(Pages as source code)
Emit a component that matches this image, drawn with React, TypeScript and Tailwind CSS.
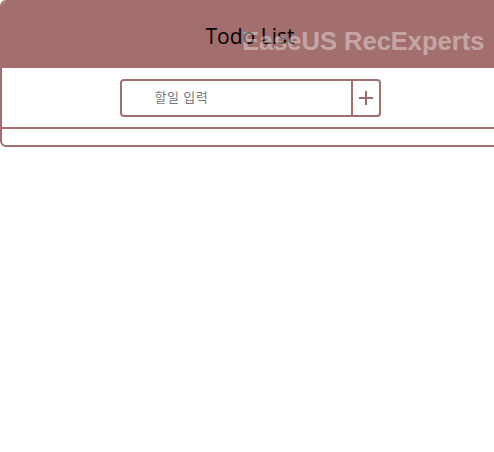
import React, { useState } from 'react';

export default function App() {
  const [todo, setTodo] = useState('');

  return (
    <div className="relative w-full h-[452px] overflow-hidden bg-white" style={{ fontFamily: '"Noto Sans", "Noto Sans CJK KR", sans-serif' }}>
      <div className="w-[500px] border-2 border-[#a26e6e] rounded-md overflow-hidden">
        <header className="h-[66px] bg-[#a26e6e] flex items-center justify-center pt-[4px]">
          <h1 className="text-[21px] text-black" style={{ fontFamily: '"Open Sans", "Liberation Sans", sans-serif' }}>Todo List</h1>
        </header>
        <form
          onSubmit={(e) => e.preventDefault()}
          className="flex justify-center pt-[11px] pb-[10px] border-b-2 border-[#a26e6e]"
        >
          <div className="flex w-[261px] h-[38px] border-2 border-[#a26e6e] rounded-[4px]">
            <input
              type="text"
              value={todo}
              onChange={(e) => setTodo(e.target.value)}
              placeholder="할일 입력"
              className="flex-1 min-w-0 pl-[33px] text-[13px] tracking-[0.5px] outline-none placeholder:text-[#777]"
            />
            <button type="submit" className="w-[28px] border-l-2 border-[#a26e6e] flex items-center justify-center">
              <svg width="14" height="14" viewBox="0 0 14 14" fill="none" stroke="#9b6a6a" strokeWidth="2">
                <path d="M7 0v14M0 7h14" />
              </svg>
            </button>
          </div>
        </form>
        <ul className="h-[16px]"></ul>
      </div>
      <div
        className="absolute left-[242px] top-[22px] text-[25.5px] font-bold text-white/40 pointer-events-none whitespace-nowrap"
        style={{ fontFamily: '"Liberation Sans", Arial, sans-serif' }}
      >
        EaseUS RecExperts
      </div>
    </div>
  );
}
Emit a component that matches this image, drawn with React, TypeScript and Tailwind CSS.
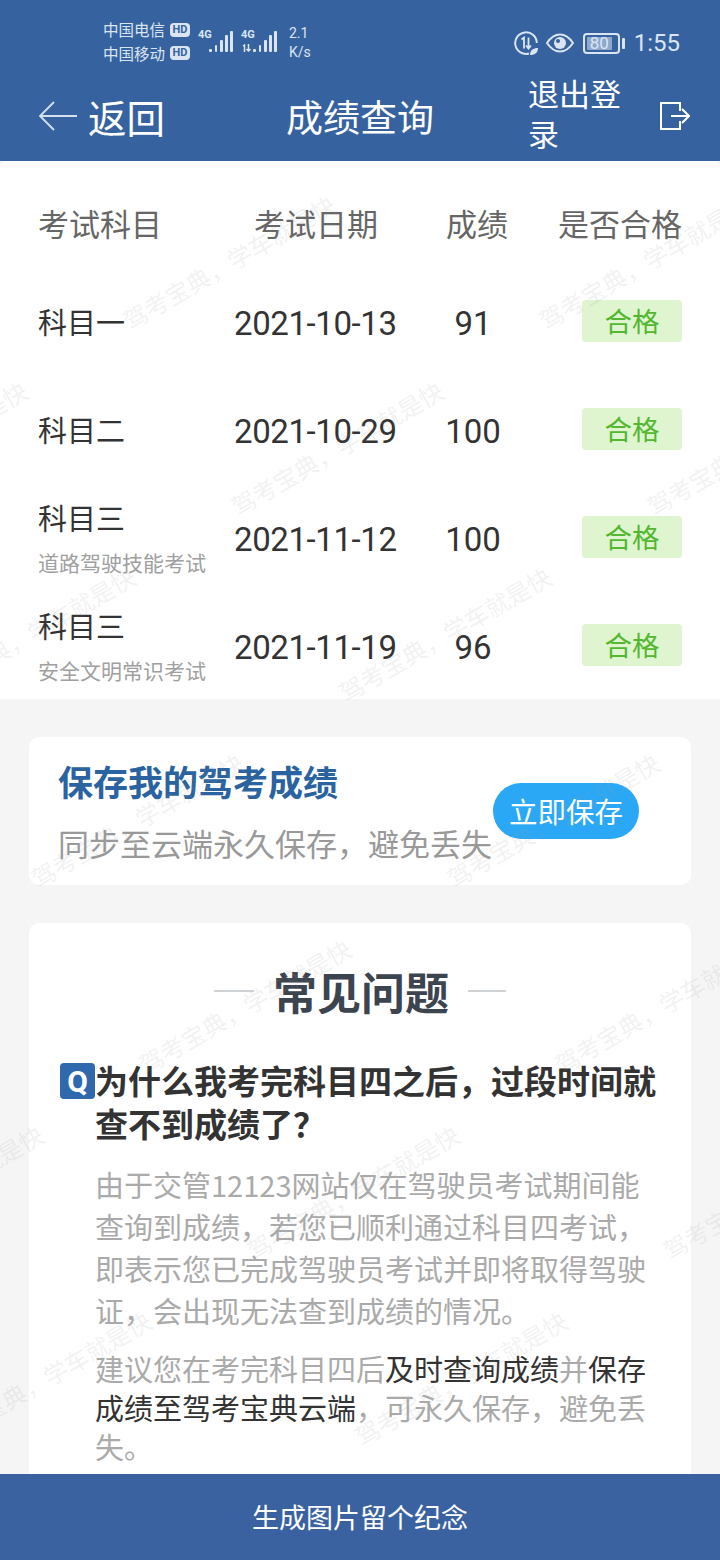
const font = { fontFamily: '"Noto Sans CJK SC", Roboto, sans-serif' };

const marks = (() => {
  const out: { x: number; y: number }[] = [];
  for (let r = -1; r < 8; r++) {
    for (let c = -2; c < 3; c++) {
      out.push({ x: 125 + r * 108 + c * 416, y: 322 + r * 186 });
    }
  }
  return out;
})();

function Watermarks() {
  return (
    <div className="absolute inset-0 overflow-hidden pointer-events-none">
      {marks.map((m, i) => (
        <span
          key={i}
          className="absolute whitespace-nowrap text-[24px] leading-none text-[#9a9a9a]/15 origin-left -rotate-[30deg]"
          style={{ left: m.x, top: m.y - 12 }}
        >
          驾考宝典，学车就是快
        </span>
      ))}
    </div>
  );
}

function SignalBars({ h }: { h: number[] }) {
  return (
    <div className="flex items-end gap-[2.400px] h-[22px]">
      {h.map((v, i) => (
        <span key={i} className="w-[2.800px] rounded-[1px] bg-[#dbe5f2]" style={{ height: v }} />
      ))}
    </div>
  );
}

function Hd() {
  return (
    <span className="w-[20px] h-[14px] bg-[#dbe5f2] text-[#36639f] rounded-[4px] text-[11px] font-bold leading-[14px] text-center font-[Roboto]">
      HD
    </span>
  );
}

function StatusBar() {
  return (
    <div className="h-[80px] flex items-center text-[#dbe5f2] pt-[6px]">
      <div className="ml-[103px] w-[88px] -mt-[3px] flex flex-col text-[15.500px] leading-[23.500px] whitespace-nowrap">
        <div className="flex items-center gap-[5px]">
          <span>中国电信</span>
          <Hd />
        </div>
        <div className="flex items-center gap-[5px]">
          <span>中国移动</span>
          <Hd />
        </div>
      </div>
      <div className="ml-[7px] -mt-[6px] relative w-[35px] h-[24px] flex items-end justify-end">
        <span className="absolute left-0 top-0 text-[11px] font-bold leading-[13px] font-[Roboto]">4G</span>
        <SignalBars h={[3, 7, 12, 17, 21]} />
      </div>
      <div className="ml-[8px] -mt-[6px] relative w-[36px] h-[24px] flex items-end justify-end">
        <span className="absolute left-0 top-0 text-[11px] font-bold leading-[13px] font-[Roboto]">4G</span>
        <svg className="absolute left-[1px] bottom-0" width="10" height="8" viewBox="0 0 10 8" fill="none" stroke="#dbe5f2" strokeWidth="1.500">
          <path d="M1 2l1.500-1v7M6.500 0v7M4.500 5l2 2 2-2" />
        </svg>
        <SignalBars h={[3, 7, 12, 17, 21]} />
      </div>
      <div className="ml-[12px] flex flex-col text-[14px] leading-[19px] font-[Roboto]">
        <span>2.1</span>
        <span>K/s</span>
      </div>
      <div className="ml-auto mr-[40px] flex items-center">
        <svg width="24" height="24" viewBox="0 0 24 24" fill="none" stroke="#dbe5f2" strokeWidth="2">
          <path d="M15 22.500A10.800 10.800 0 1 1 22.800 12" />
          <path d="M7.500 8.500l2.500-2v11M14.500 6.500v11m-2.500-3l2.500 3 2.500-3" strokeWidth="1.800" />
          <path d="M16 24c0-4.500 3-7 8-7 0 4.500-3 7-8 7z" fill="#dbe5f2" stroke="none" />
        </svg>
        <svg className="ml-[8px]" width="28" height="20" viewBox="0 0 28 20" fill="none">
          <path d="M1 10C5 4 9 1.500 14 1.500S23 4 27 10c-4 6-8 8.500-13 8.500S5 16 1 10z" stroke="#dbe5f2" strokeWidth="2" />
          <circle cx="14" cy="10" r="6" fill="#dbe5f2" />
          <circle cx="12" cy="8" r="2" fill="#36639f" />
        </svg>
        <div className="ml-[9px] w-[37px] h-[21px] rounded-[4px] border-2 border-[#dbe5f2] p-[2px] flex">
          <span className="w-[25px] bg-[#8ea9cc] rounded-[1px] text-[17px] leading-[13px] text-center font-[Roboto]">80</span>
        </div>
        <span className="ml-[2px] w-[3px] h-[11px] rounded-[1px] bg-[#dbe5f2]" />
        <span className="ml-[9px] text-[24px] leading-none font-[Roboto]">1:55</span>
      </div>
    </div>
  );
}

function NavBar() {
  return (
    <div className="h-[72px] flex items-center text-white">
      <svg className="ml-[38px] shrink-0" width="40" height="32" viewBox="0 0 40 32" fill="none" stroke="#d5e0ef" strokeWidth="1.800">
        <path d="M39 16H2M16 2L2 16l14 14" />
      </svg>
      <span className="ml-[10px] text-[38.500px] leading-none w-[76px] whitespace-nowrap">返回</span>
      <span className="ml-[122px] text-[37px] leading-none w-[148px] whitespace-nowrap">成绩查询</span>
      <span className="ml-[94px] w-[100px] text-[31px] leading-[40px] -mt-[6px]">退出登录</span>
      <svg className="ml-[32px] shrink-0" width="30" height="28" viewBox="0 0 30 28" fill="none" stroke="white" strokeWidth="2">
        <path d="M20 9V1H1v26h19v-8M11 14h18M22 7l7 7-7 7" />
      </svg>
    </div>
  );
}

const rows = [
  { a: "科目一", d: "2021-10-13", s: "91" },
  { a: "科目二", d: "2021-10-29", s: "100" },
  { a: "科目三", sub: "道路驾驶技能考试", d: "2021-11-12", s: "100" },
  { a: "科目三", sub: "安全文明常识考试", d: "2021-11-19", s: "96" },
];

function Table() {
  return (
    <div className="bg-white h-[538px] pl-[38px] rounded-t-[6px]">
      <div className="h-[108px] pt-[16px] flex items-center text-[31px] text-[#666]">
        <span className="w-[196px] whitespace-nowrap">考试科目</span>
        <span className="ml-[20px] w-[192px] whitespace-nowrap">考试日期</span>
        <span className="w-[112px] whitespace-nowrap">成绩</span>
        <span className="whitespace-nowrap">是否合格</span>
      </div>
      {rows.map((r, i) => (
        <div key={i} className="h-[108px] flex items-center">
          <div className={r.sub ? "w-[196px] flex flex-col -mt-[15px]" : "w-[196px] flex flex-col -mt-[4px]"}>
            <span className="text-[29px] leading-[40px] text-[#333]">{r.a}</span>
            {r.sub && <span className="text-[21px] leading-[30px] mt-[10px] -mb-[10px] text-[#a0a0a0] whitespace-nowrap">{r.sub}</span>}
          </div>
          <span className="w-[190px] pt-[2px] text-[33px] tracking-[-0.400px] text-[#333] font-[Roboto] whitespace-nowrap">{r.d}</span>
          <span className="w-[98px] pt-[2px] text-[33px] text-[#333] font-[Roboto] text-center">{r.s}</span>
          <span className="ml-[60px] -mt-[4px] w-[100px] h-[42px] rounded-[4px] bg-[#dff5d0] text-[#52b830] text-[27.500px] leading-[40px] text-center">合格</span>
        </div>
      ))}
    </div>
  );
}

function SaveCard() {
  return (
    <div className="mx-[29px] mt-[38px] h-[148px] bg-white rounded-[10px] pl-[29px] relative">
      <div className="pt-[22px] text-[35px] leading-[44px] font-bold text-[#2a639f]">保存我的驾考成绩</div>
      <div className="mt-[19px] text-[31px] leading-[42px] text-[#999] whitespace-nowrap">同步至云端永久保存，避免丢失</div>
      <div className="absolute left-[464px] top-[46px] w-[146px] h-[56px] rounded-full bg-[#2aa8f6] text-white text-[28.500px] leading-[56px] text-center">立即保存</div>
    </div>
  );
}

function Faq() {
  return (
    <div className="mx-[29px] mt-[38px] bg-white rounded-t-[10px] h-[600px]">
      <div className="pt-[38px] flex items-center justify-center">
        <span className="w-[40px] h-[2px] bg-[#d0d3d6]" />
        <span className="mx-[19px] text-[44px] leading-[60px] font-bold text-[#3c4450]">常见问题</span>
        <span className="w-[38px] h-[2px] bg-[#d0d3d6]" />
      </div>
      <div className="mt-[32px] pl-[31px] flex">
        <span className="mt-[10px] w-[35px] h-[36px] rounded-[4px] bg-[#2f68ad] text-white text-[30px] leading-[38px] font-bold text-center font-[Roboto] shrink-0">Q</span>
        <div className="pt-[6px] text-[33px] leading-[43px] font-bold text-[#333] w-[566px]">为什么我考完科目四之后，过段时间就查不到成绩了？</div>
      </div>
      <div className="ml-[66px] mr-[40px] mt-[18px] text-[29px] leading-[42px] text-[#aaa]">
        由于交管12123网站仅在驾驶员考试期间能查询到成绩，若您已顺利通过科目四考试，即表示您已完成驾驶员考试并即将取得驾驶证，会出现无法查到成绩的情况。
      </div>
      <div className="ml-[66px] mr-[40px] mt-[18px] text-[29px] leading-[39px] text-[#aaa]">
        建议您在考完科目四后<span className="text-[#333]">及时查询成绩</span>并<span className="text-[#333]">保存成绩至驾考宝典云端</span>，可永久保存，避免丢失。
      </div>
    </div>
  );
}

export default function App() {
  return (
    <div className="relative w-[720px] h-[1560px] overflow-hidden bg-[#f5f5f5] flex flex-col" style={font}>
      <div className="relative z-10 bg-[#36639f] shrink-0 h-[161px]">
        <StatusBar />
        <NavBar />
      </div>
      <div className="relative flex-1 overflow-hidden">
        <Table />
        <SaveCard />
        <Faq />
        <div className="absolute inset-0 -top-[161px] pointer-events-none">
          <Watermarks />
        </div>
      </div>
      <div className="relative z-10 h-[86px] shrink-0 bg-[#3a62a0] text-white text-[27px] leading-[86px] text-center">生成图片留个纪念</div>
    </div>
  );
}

■ SHORT PROBLEM
Reproduce only the lines from the beginning of the data through the line that contains "const [todo, setTodo] = useState('');", both included, and please drop the pictures.

■ REPLY
Emit a component that matches this image, drawn with React, TypeScript and Tailwind CSS.
import React, { useState } from 'react';

export default function App() {
  const [todo, setTodo] = useState('');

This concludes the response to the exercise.